**WHAT YOU WILL DO**
All of the material below is to be restated word for word, apart from the pictures.

**COLLECTED MATERIAL**
────

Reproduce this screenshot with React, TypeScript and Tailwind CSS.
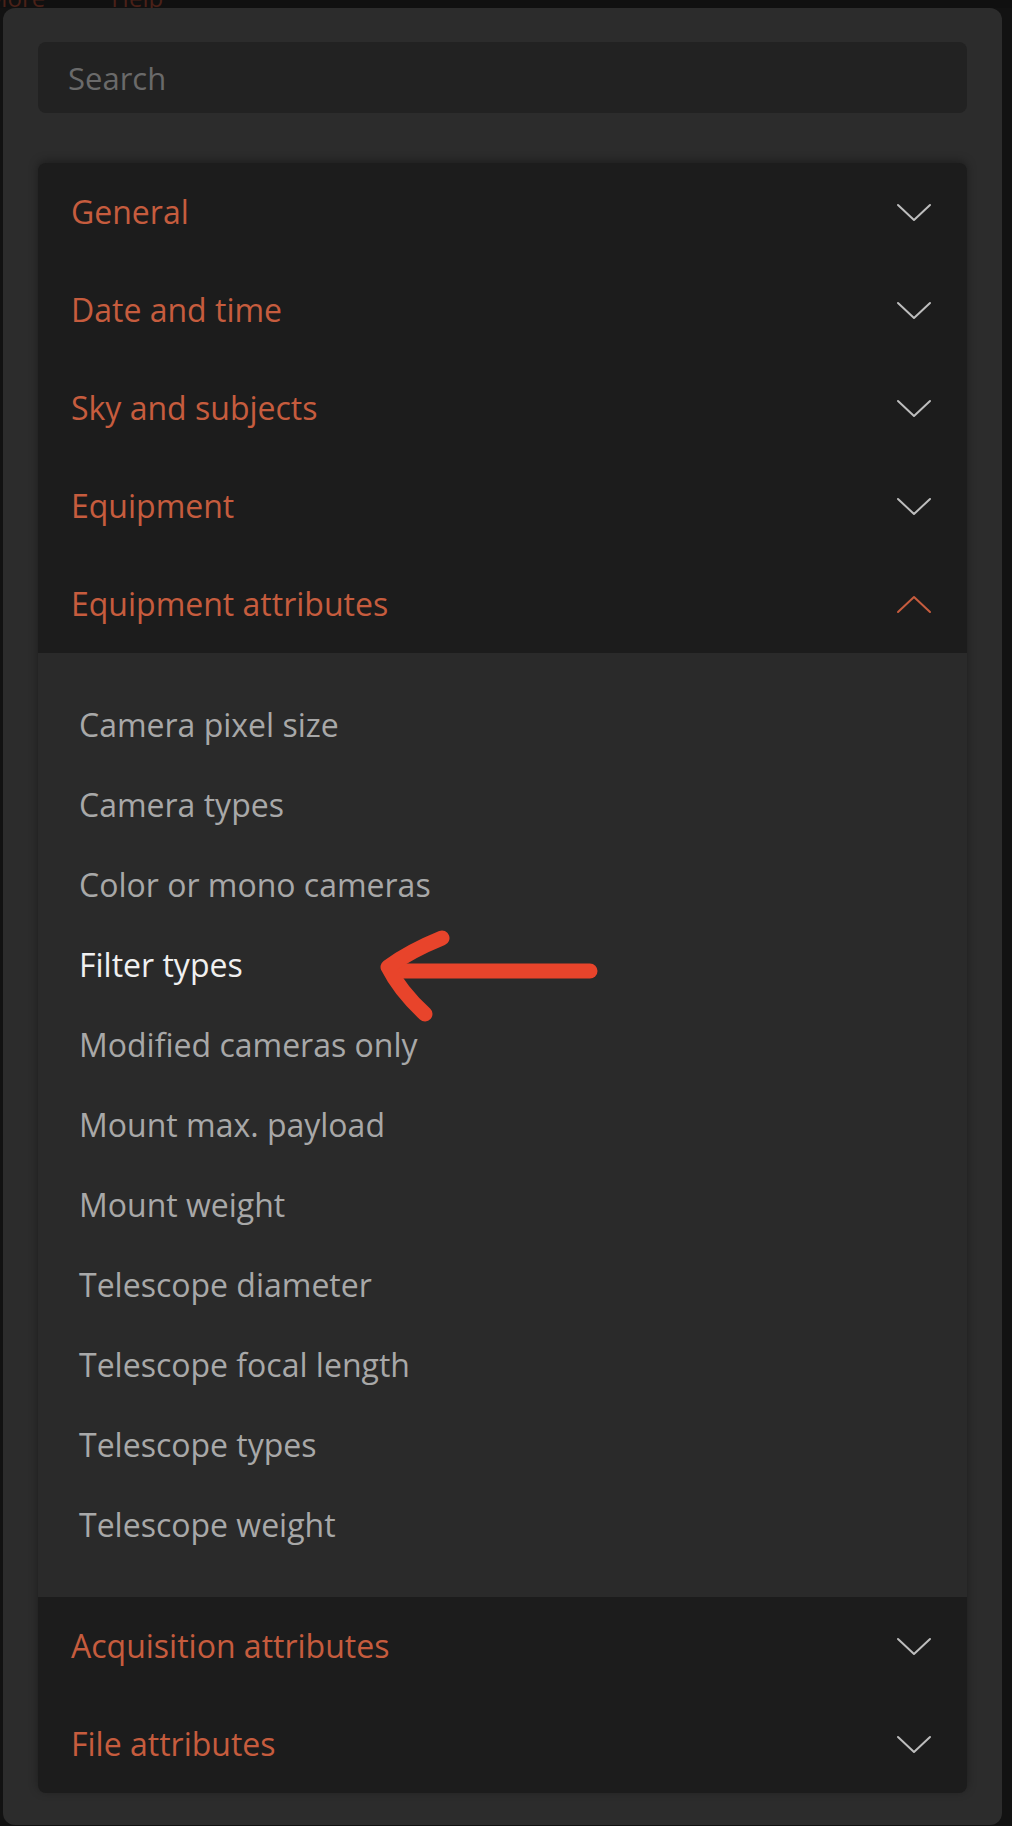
import { useState } from "react";

const sectionsTop = ["General", "Date and time", "Sky and subjects", "Equipment"];
const sectionsBottom = ["Acquisition attributes", "File attributes"];

const equipmentItems = [
  "Camera pixel size",
  "Camera types",
  "Color or mono cameras",
  "Filter types",
  "Modified cameras only",
  "Mount max. payload",
  "Mount weight",
  "Telescope diameter",
  "Telescope focal length",
  "Telescope types",
  "Telescope weight",
];

function Chevron({ up = false }: { up?: boolean }) {
  return (
    <svg width="36" height="19" viewBox="0 0 36 19" fill="none" className={up ? "text-[#c65c3e]" : "text-[#bdbdbd]"}>
      <polyline
        points={up ? "2,17 18,2 34,17" : "2,2 18,17 34,2"}
        stroke="currentColor"
        strokeWidth="2"
        strokeLinecap="round"
        strokeLinejoin="round"
      />
    </svg>
  );
}

function Header({ label, open = false }: { label: string; open?: boolean }) {
  return (
    <div className="h-[98px] flex items-center justify-between pl-[33px] pr-[35px]">
      <span className="text-[32px] text-[#c65c3e]">{label}</span>
      <Chevron up={open} />
    </div>
  );
}

// hand-drawn annotation pointing at "Filter types"
function Arrow() {
  return (
    <svg
      className="absolute left-[332px] top-[-4px] pointer-events-none"
      width="240"
      height="110"
      viewBox="0 0 240 110"
      fill="none"
    >
      <path d="M220 50 L24 50" stroke="#e8442b" strokeWidth="15" strokeLinecap="round" />
      <path
        d="M72 17 Q40 30 18 46 Q30 70 55 93"
        stroke="#e8442b"
        strokeWidth="15"
        strokeLinecap="round"
        strokeLinejoin="round"
      />
    </svg>
  );
}

export default function App() {
  const [query, setQuery] = useState("");
  return (
    <div className="w-[1012px] h-[1826px] bg-[#121212] overflow-hidden" style={{ fontFamily: "'Open Sans', sans-serif" }}>
      <div className="h-[8px] overflow-hidden bg-[#101010]">
        <div className="flex gap-[66px] -mt-[20px] -ml-[14px] text-[24px] text-[#4a2118]">
          <span>More</span>
          <span>Help</span>
        </div>
      </div>
      <div className="ml-[3px] w-[999px] rounded-[12px] bg-[#2c2c2c] pt-[34px] px-[35px] pb-[32px]">
        <input
          value={query}
          onChange={(e) => setQuery(e.target.value)}
          placeholder="Search"
          className="w-full h-[71px] rounded-[8px] bg-[#222222] px-[30px] text-[31px] text-[#d0d0d0] placeholder:text-[#6a6a6a] outline-none"
        />
        <div className="mt-[50px] rounded-[8px] bg-[#1c1c1c] overflow-hidden shadow-[0_-2px_10px_rgba(0,0,0,0.35)]">
          {sectionsTop.map((s) => (
            <Header key={s} label={s} />
          ))}
          <Header label="Equipment attributes" open />
          <div className="bg-[#2a2a2a] py-[32px]">
            {equipmentItems.map((item) => (
              <div key={item} className="relative h-[80px] flex items-center pl-[41px]">
                <span className={"text-[32px] " + (item === "Filter types" ? "text-[#f0f0f0]" : "text-[#a8a8a8]")}>
                  {item}
                </span>
                {item === "Filter types" && <Arrow />}
              </div>
            ))}
          </div>
          {sectionsBottom.map((s) => (
            <Header key={s} label={s} />
          ))}
        </div>
      </div>
    </div>
  );
}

────

**SOLUTION TO THIS PROBLEM**
Reproduce this screenshot with React, TypeScript and Tailwind CSS.
import { useState } from "react";

const sectionsTop = ["General", "Date and time", "Sky and subjects", "Equipment"];
const sectionsBottom = ["Acquisition attributes", "File attributes"];

const equipmentItems = [
  "Camera pixel size",
  "Camera types",
  "Color or mono cameras",
  "Filter types",
  "Modified cameras only",
  "Mount max. payload",
  "Mount weight",
  "Telescope diameter",
  "Telescope focal length",
  "Telescope types",
  "Telescope weight",
];

function Chevron({ up = false }: { up?: boolean }) {
  return (
    <svg width="36" height="19" viewBox="0 0 36 19" fill="none" className={up ? "text-[#c65c3e]" : "text-[#bdbdbd]"}>
      <polyline
        points={up ? "2,17 18,2 34,17" : "2,2 18,17 34,2"}
        stroke="currentColor"
        strokeWidth="2"
        strokeLinecap="round"
        strokeLinejoin="round"
      />
    </svg>
  );
}

function Header({ label, open = false }: { label: string; open?: boolean }) {
  return (
    <div className="h-[98px] flex items-center justify-between pl-[33px] pr-[35px]">
      <span className="text-[32px] text-[#c65c3e]">{label}</span>
      <Chevron up={open} />
    </div>
  );
}

// hand-drawn annotation pointing at "Filter types"
function Arrow() {
  return (
    <svg
      className="absolute left-[332px] top-[-4px] pointer-events-none"
      width="240"
      height="110"
      viewBox="0 0 240 110"
      fill="none"
    >
      <path d="M220 50 L24 50" stroke="#e8442b" strokeWidth="15" strokeLinecap="round" />
      <path
        d="M72 17 Q40 30 18 46 Q30 70 55 93"
        stroke="#e8442b"
        strokeWidth="15"
        strokeLinecap="round"
        strokeLinejoin="round"
      />
    </svg>
  );
}

export default function App() {
  const [query, setQuery] = useState("");
  return (
    <div className="w-[1012px] h-[1826px] bg-[#121212] overflow-hidden" style={{ fontFamily: "'Open Sans', sans-serif" }}>
      <div className="h-[8px] overflow-hidden bg-[#101010]">
        <div className="flex gap-[66px] -mt-[20px] -ml-[14px] text-[24px] text-[#4a2118]">
          <span>More</span>
          <span>Help</span>
        </div>
      </div>
      <div className="ml-[3px] w-[999px] rounded-[12px] bg-[#2c2c2c] pt-[34px] px-[35px] pb-[32px]">
        <input
          value={query}
          onChange={(e) => setQuery(e.target.value)}
          placeholder="Search"
          className="w-full h-[71px] rounded-[8px] bg-[#222222] px-[30px] text-[31px] text-[#d0d0d0] placeholder:text-[#6a6a6a] outline-none"
        />
        <div className="mt-[50px] rounded-[8px] bg-[#1c1c1c] overflow-hidden shadow-[0_-2px_10px_rgba(0,0,0,0.35)]">
          {sectionsTop.map((s) => (
            <Header key={s} label={s} />
          ))}
          <Header label="Equipment attributes" open />
          <div className="bg-[#2a2a2a] py-[32px]">
            {equipmentItems.map((item) => (
              <div key={item} className="relative h-[80px] flex items-center pl-[41px]">
                <span className={"text-[32px] " + (item === "Filter types" ? "text-[#f0f0f0]" : "text-[#a8a8a8]")}>
                  {item}
                </span>
                {item === "Filter types" && <Arrow />}
              </div>
            ))}
          </div>
          {sectionsBottom.map((s) => (
            <Header key={s} label={s} />
          ))}
        </div>
      </div>
    </div>
  );
}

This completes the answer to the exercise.